Goal: Scan the records below. List lines holding "this".
------------------------------------------------
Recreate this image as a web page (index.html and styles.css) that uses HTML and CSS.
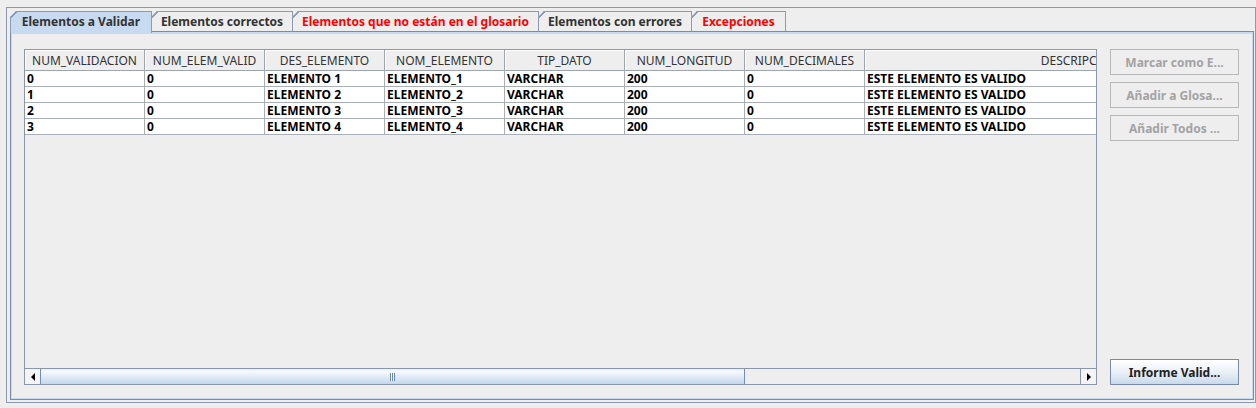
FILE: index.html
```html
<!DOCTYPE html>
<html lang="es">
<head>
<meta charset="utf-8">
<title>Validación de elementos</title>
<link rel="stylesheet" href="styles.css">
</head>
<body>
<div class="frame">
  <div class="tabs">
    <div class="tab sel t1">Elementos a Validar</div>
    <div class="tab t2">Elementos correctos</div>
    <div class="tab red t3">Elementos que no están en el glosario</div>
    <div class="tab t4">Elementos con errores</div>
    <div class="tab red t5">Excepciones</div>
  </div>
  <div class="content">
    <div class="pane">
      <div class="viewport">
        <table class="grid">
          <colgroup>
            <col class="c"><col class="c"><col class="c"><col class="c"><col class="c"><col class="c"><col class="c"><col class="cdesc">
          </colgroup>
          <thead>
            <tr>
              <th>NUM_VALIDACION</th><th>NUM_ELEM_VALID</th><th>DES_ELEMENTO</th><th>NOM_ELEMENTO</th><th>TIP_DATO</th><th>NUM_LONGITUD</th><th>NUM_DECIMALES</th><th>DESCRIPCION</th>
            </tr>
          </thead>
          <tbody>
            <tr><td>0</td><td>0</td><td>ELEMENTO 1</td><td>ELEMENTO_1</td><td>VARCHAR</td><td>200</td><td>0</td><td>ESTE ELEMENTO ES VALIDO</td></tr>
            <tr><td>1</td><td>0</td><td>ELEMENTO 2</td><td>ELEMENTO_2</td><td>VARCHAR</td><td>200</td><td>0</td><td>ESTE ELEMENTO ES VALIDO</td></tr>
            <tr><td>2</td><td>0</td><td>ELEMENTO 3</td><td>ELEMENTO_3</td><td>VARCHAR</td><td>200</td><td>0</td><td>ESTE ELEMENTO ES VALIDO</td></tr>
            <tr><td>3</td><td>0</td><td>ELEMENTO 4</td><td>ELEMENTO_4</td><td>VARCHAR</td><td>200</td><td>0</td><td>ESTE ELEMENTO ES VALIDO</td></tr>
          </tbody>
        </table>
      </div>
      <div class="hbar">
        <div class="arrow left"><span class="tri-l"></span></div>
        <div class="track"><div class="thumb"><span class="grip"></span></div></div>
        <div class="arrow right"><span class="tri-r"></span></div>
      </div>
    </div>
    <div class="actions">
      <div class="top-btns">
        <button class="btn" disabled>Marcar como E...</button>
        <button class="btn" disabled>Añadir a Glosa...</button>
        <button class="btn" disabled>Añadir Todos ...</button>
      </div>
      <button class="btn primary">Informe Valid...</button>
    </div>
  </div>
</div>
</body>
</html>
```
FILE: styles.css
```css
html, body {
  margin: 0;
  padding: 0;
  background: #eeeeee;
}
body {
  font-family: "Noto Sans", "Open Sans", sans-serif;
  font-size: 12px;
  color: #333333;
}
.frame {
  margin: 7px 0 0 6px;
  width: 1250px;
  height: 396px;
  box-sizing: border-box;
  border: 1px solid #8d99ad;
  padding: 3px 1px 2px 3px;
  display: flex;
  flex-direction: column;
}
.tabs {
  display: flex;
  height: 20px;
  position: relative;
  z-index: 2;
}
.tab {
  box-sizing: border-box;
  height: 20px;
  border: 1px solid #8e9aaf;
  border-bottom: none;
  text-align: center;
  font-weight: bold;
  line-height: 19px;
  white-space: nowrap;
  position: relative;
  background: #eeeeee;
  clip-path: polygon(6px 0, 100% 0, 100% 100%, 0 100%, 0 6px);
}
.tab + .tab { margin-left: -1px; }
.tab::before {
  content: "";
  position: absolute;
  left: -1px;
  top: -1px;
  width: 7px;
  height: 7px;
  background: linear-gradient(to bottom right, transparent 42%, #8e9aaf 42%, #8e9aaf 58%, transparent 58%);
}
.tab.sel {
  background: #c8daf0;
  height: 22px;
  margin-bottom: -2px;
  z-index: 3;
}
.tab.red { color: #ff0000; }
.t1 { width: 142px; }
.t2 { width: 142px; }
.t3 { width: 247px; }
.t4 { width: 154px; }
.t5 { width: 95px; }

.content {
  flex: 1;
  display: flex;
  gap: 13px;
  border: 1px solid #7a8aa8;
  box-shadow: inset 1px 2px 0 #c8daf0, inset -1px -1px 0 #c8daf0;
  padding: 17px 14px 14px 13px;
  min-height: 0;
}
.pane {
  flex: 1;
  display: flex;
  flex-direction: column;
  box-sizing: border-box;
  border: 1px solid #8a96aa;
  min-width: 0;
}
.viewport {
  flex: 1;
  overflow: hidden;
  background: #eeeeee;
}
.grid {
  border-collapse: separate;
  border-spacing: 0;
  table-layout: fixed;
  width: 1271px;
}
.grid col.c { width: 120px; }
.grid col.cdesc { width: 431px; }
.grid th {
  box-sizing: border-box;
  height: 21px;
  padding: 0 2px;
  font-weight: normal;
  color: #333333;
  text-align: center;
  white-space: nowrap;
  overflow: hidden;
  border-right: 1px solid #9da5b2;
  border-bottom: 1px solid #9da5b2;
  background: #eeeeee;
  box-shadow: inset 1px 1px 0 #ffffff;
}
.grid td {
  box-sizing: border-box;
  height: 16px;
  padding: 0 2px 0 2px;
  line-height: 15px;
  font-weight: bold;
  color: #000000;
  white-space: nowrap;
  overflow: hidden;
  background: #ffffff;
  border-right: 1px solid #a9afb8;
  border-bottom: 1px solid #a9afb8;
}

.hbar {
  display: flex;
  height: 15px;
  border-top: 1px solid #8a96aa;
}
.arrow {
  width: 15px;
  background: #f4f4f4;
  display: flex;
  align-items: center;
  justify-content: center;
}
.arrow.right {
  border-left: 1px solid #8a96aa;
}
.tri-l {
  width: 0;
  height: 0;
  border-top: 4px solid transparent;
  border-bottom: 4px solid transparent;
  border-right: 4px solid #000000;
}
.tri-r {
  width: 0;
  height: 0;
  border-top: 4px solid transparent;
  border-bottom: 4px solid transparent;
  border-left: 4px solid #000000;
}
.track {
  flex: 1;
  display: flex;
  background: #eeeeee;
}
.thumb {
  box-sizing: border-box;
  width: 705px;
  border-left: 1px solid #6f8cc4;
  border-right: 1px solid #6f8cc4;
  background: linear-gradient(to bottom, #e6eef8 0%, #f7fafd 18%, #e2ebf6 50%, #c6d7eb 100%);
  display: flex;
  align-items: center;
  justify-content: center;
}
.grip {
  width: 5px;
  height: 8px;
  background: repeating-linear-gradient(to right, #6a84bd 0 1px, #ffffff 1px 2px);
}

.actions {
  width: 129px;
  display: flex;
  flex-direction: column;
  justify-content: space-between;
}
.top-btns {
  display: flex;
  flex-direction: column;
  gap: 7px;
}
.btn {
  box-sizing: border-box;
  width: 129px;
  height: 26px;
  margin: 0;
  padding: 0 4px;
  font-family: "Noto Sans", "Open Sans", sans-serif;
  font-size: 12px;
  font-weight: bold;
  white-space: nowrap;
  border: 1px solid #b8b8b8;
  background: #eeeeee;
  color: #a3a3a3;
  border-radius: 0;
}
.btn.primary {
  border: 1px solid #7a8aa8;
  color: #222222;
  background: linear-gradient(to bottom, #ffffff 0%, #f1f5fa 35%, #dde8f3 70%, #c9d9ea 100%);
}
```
------------------------------------------------
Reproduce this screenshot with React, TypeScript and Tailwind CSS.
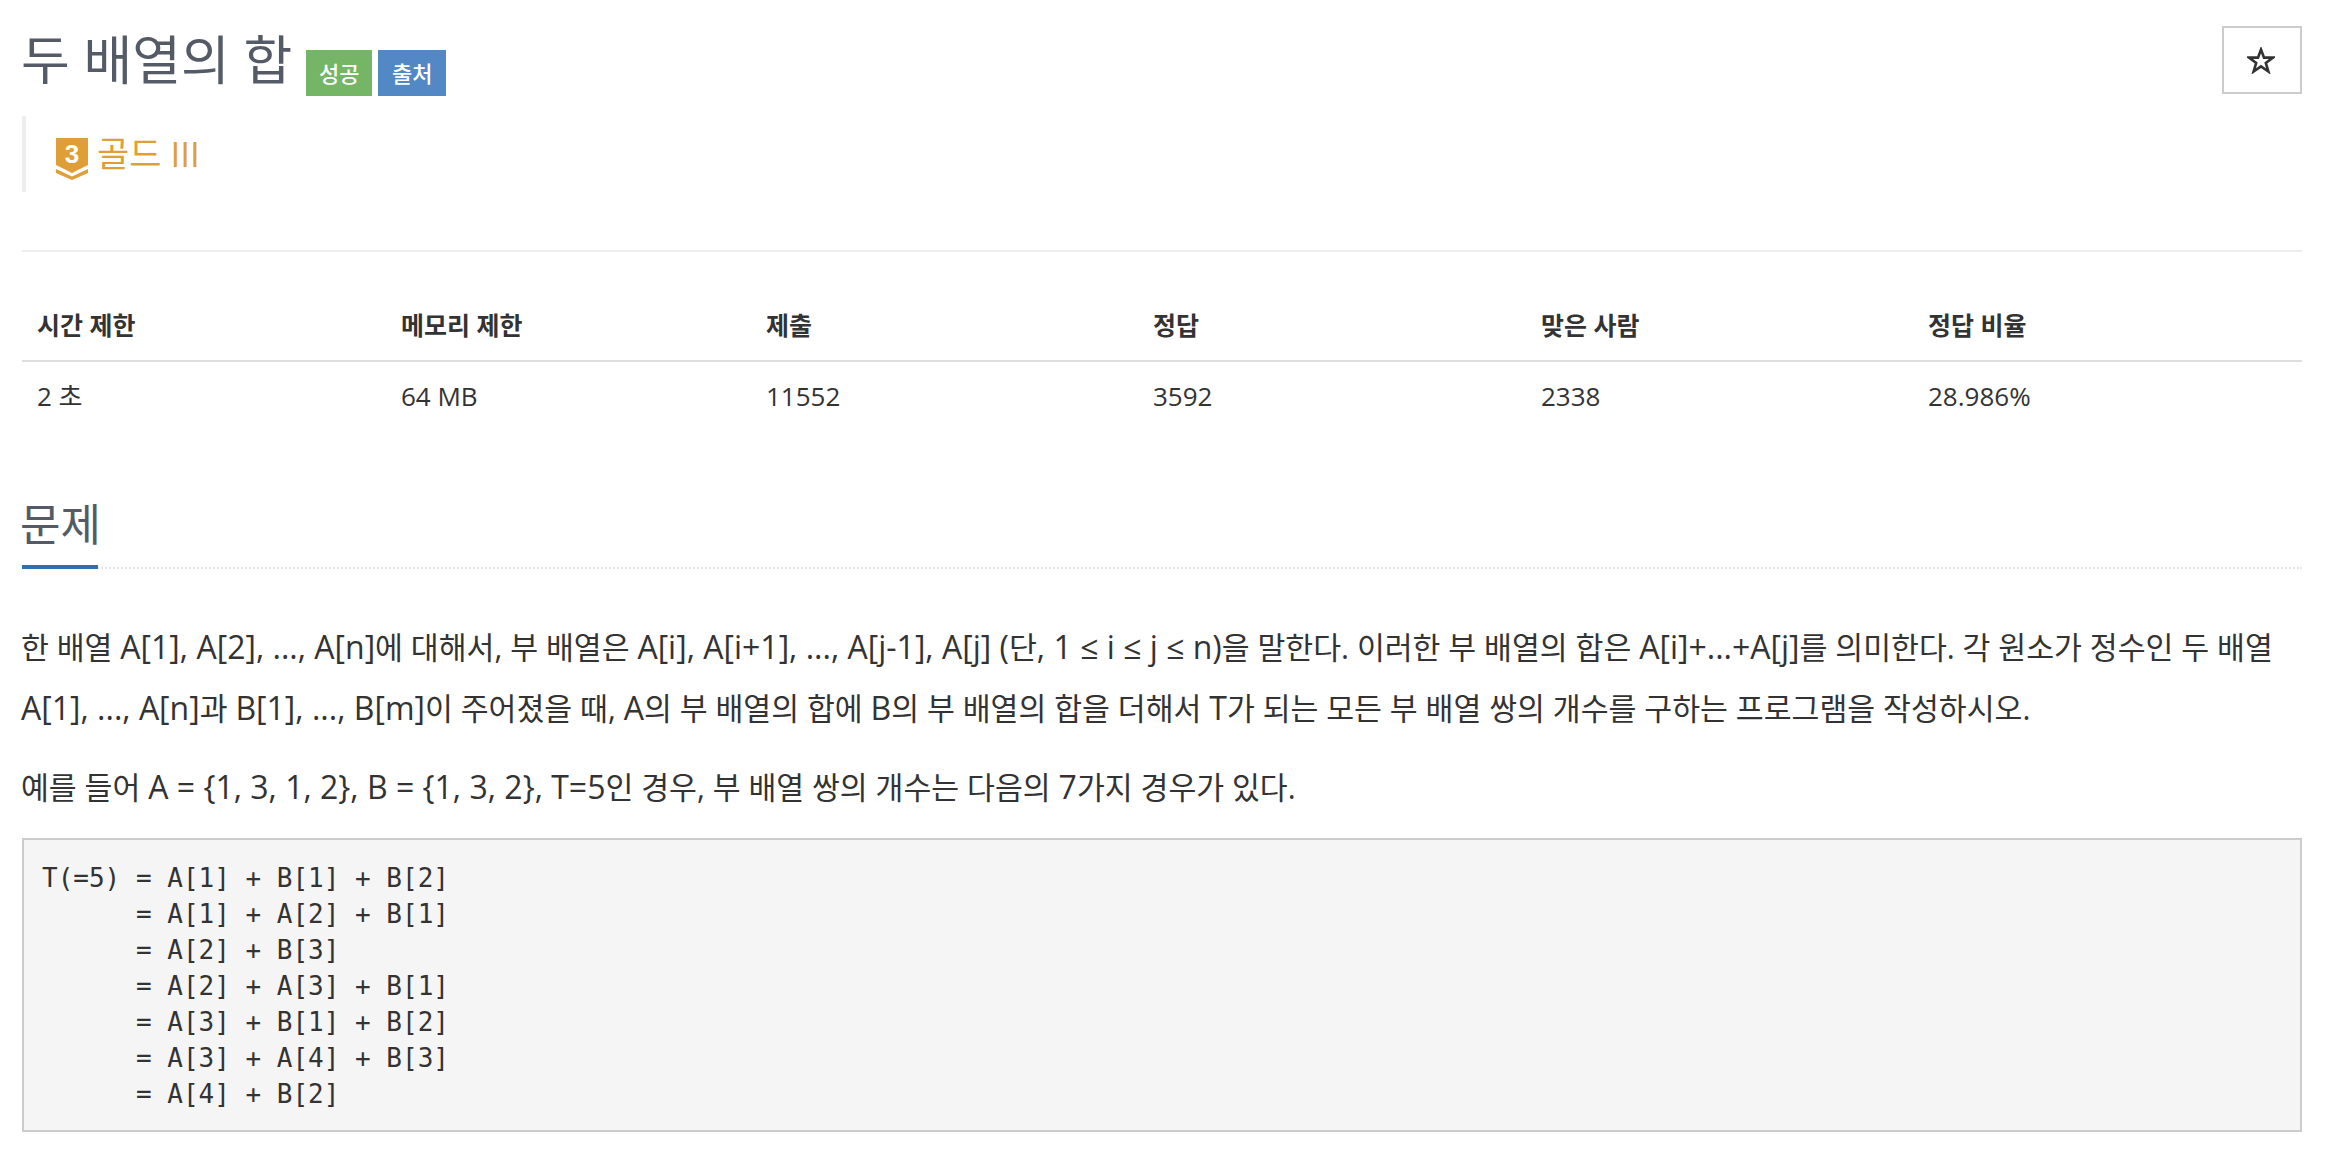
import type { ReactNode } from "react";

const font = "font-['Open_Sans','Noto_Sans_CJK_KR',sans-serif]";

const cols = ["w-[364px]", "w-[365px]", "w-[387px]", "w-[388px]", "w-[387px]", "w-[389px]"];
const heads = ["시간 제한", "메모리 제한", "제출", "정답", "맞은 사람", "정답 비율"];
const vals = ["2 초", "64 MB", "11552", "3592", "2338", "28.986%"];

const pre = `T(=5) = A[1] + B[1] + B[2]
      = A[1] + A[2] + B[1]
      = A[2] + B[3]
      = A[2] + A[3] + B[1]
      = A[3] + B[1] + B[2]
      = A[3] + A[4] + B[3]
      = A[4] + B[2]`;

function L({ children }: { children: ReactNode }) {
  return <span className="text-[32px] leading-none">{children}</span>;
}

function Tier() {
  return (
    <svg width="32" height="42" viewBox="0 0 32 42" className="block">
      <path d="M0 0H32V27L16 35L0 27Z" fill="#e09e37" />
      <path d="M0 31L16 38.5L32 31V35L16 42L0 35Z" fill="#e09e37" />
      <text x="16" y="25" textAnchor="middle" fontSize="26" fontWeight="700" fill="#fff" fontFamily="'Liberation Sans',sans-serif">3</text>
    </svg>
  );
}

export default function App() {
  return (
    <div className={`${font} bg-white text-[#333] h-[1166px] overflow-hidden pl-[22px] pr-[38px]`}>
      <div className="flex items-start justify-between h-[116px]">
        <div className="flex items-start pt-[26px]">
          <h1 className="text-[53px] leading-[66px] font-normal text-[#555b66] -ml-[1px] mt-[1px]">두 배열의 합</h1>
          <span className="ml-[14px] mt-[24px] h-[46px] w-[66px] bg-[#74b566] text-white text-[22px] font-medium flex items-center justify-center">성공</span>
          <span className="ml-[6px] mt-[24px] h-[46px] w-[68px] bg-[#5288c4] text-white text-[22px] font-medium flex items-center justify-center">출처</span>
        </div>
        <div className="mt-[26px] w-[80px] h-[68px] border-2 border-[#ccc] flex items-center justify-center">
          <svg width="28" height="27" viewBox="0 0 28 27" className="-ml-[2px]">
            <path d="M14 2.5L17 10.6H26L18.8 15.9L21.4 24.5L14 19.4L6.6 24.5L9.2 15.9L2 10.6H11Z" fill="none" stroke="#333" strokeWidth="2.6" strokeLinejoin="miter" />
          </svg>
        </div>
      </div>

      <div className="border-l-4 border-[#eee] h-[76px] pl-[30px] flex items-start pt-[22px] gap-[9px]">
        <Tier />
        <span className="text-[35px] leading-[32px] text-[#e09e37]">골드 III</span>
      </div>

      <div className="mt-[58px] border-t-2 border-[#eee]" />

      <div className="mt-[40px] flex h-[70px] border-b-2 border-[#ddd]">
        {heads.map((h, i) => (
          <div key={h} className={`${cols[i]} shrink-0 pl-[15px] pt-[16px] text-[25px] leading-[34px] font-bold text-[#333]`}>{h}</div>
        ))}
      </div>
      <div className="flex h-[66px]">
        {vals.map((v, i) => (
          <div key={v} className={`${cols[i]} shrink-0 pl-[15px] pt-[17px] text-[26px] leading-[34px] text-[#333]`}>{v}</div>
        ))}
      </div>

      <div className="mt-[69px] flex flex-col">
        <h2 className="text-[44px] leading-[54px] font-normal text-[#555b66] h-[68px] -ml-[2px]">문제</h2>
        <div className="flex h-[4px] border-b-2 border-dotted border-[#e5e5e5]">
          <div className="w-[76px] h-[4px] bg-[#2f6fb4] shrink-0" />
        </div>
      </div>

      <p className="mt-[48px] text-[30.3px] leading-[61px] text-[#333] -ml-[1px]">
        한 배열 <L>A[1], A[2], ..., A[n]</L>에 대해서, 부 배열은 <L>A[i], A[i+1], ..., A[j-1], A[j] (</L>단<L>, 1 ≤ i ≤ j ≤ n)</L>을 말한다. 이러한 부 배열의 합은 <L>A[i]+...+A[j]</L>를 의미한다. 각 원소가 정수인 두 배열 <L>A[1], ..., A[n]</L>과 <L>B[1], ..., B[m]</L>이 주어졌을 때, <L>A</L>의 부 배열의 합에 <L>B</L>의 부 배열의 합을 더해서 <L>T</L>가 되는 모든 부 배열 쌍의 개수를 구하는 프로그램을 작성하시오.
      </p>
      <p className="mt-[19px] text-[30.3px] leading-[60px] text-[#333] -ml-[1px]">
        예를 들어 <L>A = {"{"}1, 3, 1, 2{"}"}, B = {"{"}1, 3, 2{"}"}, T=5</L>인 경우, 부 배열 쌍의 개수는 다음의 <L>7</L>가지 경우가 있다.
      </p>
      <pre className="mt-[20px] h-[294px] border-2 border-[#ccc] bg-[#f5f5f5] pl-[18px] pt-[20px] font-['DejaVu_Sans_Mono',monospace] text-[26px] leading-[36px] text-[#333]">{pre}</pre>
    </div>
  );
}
------------------------------------------------
Solution below:
Recreate this image as a web page (index.html and styles.css) that uses HTML and CSS.
Reproduce this screenshot with React, TypeScript and Tailwind CSS.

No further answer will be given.